In 1655, Rabbi Menasseh ben Israel arrived in London from Holland with a petition to Oliver Cromwell asking that Jews be allowed to once again to settle and live in England and begin to trade – they had been banned from the country some 366 years earlier. In 1656, Cromwell agreed, despite opposition from London merchants.

Jews had been living in England since Roman and Anglo-Saxon times. In 1066, William the Conqueror encouraged Jewish craftsmen and merchants to move to England from northern France. However, in 1290, Jews were banished altogether from England.

Bevis Marks Synagogue was, from its very beginning, an Orthodox congregation set up to serve the Sephardi Jews in the area. The need to build the synagogue came about because of the increase in the Jewish population of the neighborhood and the lack of other synagogues in the area.

photo - The central candelabrum, one of seven that hang in Bevis Marks, was a gift from the community of Amsterdam at the time of its original construction
The central candelabrum, one of seven that hang in Bevis Marks, was a gift from the community of Amsterdam at the time of its original construction. (photo by Edgar Asher)

In early 1698, a committee was set up, consisting of the leading Sephardi leaders in the neighborhood to look into the possibility of building a new synagogue to cope with the influx of Jews moving into this part of London. In February 1699, a contract was signed for the building of a new, larger synagogue and, in September 1701, Bevis Marks Synagogue was dedicated. The interior décor, layout and furnishing were based on the design of the main Sephardi synagogue in Amsterdam, which had been completed in 1675. The central candelabrum, one of seven that hang in Bevis Marks, was a gift from the community of Amsterdam at the time of its original construction.

The prominent Renaissance-style ark was painted to look as though it is made of colored Italian marble; in fact, it is surprisingly made entirely of oak. The 12 pillars, representing the 12 tribes of Israel, which support the ladies gallery, are also made of oak and painted to look like Italian marble.

Bevis Marks became the centre of the English Spanish and Portuguese Jewish community and was also the home of the community’s chief rabbis.

Bevis Marks has always been intimately associated with London, so much so that on the eight occasions when a Jewish lord mayor has been elected, Bevis Marks has been the destination of the new lord mayor’s first official duty. It has made no difference if the mayor followed the Sephardi or Ashkenazi rite. Many notable Jews have had association with Bevis Marks, including Moses Montefiore, who was also a big benefactor of the synagogue; prime minister Benjamin Disraeli’s father Isaac; and Daniel Mendoza, who was an English boxing champion in the late 18th century.

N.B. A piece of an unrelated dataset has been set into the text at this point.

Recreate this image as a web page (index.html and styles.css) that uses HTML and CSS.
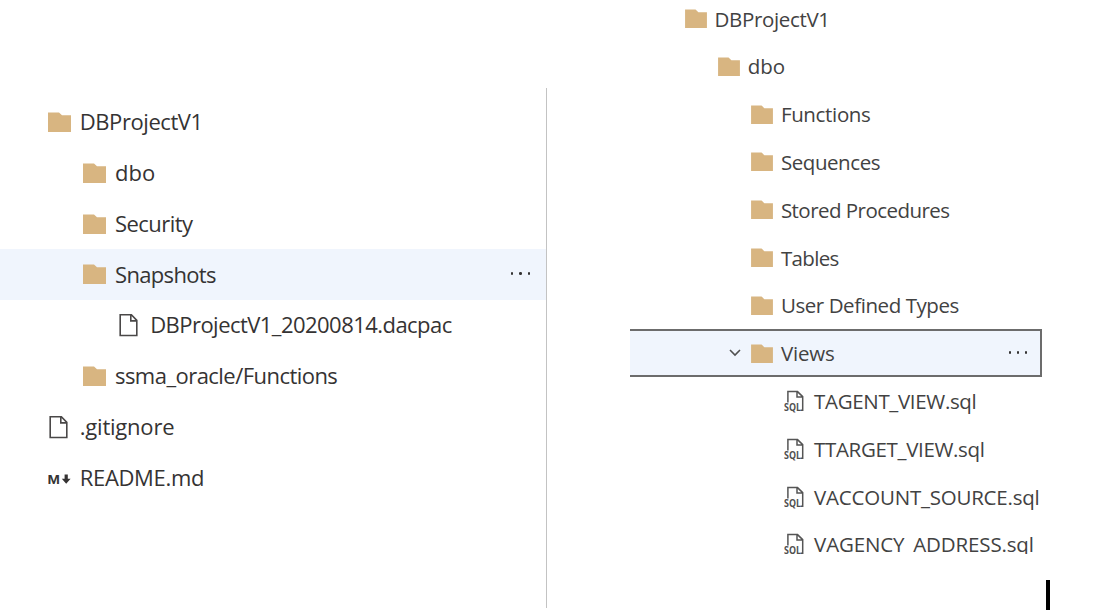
FILE: index.html
```html
<!DOCTYPE html>
<html lang="en">
<head>
<meta charset="utf-8">
<title>DBProjectV1</title>
<link rel="stylesheet" href="styles.css">
</head>
<body>
<svg class="defs" aria-hidden="true">
  <symbol id="folder" viewBox="0 0 23 20"><path d="M0 .5h11l3 2.8h9V20H0z" fill="#d8b581"/></symbol>
  <symbol id="file" viewBox="0 0 23 24"><path d="M2.2 1.8h11.2l5.4 5.6v15.1H2.2zM12.8 1.8v6.1h6" fill="none" stroke="#4a4848" stroke-width="1.6"/></symbol>
  <symbol id="markdown" viewBox="0 0 23 24"><text x="-.6" y="18" class="md-text" textLength="12.4" lengthAdjust="spacingAndGlyphs">M</text><path d="M16.6 8.6h3.2v4.2h2.8l-4.4 5-4.4-5h2.8z" fill="#353333"/></symbol>
  <symbol id="sql" viewBox="0 0 22 24"><path d="M3.9 13.5V2.6h9.6l5.2 5v13.6h-2M13 2.6v5.5h5.7" fill="none" stroke="#555" stroke-width="1.5"/><text x="0" y="22.2" class="sql-text" textLength="17" lengthAdjust="spacingAndGlyphs">SQL</text></symbol>
</svg>
<main class="page">
  <section class="pane pane-left">
    <ul class="tree">
      <li class="row"><svg class="icon"><use href="#folder"/></svg><span class="t4">DBProjectV1</span></li>
      <li class="row l1"><svg class="icon"><use href="#folder"/></svg><span>dbo</span></li>
      <li class="row l1"><svg class="icon"><use href="#folder"/></svg><span class="t5">Security</span></li>
      <li class="row l1 hovered"><svg class="icon"><use href="#folder"/></svg><span class="t6">Snapshots</span><i class="more"><b></b><b></b><b></b></i></li>
      <li class="row l2"><svg class="icon tall"><use href="#file"/></svg><span class="t5">DBProjectV1_20200814.dacpac</span></li>
      <li class="row l1"><svg class="icon"><use href="#folder"/></svg><span class="t5">ssma_oracle/Functions</span></li>
      <li class="row"><svg class="icon tall"><use href="#file"/></svg><span class="t2">.gitignore</span></li>
      <li class="row"><svg class="icon tall"><use href="#markdown"/></svg><span class="t3">README.md</span></li>
    </ul>
  </section>
  <section class="pane pane-right">
    <ul class="tree">
      <li class="row"><svg class="icon"><use href="#folder"/></svg><span class="t3">DBProjectV1</span></li>
      <li class="row l1"><svg class="icon"><use href="#folder"/></svg><span>dbo</span></li>
      <li class="row l2"><svg class="icon"><use href="#folder"/></svg><span class="t3">Functions</span></li>
      <li class="row l2"><svg class="icon"><use href="#folder"/></svg><span class="t4">Sequences</span></li>
      <li class="row l2"><svg class="icon"><use href="#folder"/></svg><span class="t5">Stored Procedures</span></li>
      <li class="row l2"><svg class="icon"><use href="#folder"/></svg><span class="t6">Tables</span></li>
      <li class="row l2"><svg class="icon"><use href="#folder"/></svg><span class="t4">User Defined Types</span></li>
      <li class="row l2 focused"><svg class="chevron" viewBox="0 0 12 8"><path d="M1 1l5 5 5-5" fill="none" stroke="#505050" stroke-width="1.6"/></svg><svg class="icon"><use href="#folder"/></svg><span class="t2">Views</span><i class="more"><b></b><b></b><b></b></i></li>
      <li class="row l3"><svg class="icon tall"><use href="#sql"/></svg><span class="t3">TAGENT_VIEW.sql</span></li>
      <li class="row l3"><svg class="icon tall"><use href="#sql"/></svg><span class="t3">TTARGET_VIEW.sql</span></li>
      <li class="row l3"><svg class="icon tall"><use href="#sql"/></svg><span class="t2">VACCOUNT_SOURCE.sql</span></li>
      <li class="row l3"><svg class="icon tall"><use href="#sql"/></svg><span class="t1">VAGENCY_ADDRESS.sql</span></li>
    </ul>
    <div class="caret"></div>
  </section>
</main>
</body>
</html>
```
FILE: styles.css
```css
* { box-sizing: border-box; }
body { margin: 0; background: #fff; font-family: "Open Sans", "Noto Sans", sans-serif; }
.defs { position: absolute; width: 0; height: 0; }
.page { display: flex; height: 610px; overflow: hidden; }
.tree { list-style: none; margin: 0; padding: 0; }

.pane-left {
  width: 547px;
  height: 520px;
  margin-top: 88px;
  padding-top: 8.6px;
  border-right: 1px solid #c3c3c3;
  color: #353333;
  font-size: 22px;
  --row: 50.8px;
  --start: 47.5px;
  --indent: 35.2px;
}
.pane-left .row span { padding-bottom: 1.4px; }
.pane-right {
  width: 425px;
  margin-left: 83px;
  color: #424242;
  font-size: 20.5px;
  --row: 47.8px;
  --start: 54.5px;
  --indent: 33.2px;
}
.pane-right .tree { width: 412px; height: 554px; overflow: hidden; }
.pane-right .row:first-child { height: 42.5px; padding-bottom: 5.3px; }

.row {
  display: flex;
  align-items: center;
  height: var(--row);
  padding-left: var(--start);
  white-space: nowrap;
}
.l1 { padding-left: calc(var(--start) + var(--indent)); }
.l2 { padding-left: calc(var(--start) + var(--indent) * 2); }
.l3 { padding-left: calc(var(--start) + var(--indent) * 3); }

.icon { flex: none; width: 23px; height: 20px; margin-right: 9.3px; }
.icon.tall { height: 24px; }
.pane-right .icon { width: 22px; height: 19px; margin-right: 8px; }
.pane-right .icon.tall { height: 24px; }
.sql-text { font: 700 10.5px "Open Sans", sans-serif; fill: #505050; }
.md-text { font: 700 13.5px "Liberation Sans", sans-serif; fill: #353333; }

.hovered, .focused { background: #f0f5fd; }
.focused { border: 2px solid #6c6c6c; border-left: 0; padding-left: 99px; }
.chevron { width: 12px; height: 8px; margin-right: 10px; }
.more { display: flex; gap: 6px; margin-left: auto; padding: 0 16px 2px 0; }
.more b { width: 2.5px; height: 2.5px; border-radius: 50%; background: #353333; }
.focused .more { gap: 5.5px; padding: 0 13px 1px 0; }

.t1 { letter-spacing: -.14px; }
.t2 { letter-spacing: -.22px; }
.t3 { letter-spacing: -.34px; }
.t4 { letter-spacing: -.43px; }
.t5 { letter-spacing: -.54px; }
.t6 { letter-spacing: -.66px; }

.caret { width: 4px; height: 30px; margin: 26px 0 0 416px; background: #000; }
```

Several seats in the synagogue, even today, are roped off with a red cord to be reserved for notable people who have been associated with Bevis Marks. One seat in particular was the reserved seat of Montefiore. Now, this seat is a seat of honor reserved for a distinguished visitor, such as a Jewish lord mayor. In 2001, Prince Charles occupied the seat during the synagogue’s 300th-year commemoration ceremony. In 2006, prime minister Tony Blair was guest of honor at the synagogue during the ceremony marking the 350th anniversary of the resettlement of Jews in England.

London, from a Jewish standpoint, has undergone many changes. Over the years, Bevis Marks, apart from being the flagship synagogue of the Sephardi community in Britain, has had a large catchment area around London’s Square Mile. Two things happened to affect the attendance at the synagogue, however. First, many Jews who had become more affluent moved to other parts of London and, second, the city itself and its financial district were redeveloped from being primarily residential to large office blocks.

Nonetheless, Bevis Marks still managed to hold regular but less well-attended services. At one point, the once proud centre of the Spanish and Portuguese Jews looked like it might become an historic landmark, rather than remain a vital house of prayer. After all, the community itself designated Lauderdale Road Synagogue in northwest London as the community’s administrative headquarters. In addition, the number of British Jews claiming affiliation with any Jewish community organizations fell precipitously over a span of 50 years. Many British synagogues were on the verge of closing down or amalgamating with other synagogues in the same district.

In 1955, there were an estimated 410,000 Jews in the United Kingdom; by the time of the national census in 2001, this figure was down to only 270,000. The question on the census form asked, What denomination do you consider yourself to belong to?

Bevis Marks still attracts many visitors from all over the world, both Jewish and non-Jewish. With a few exceptions, its interior is exactly how it looked some 315 years ago. When all is said and done, the building remains a place to offer up prayer, despite some trouble, in recent times, to gather a minyan of 10 men to hold a prayer service. However, the rebuilding of London’s Square Mile and its surrounding neighborhood has brought new blood to Bevis Marks, as the developments have included up-market expensive homes, particularly in the nearby dockland areas. Young Jewish businesspeople are once again making use of the synagogue and Bevis Marks is secure in its future both as a unique architectural building and an active synagogue.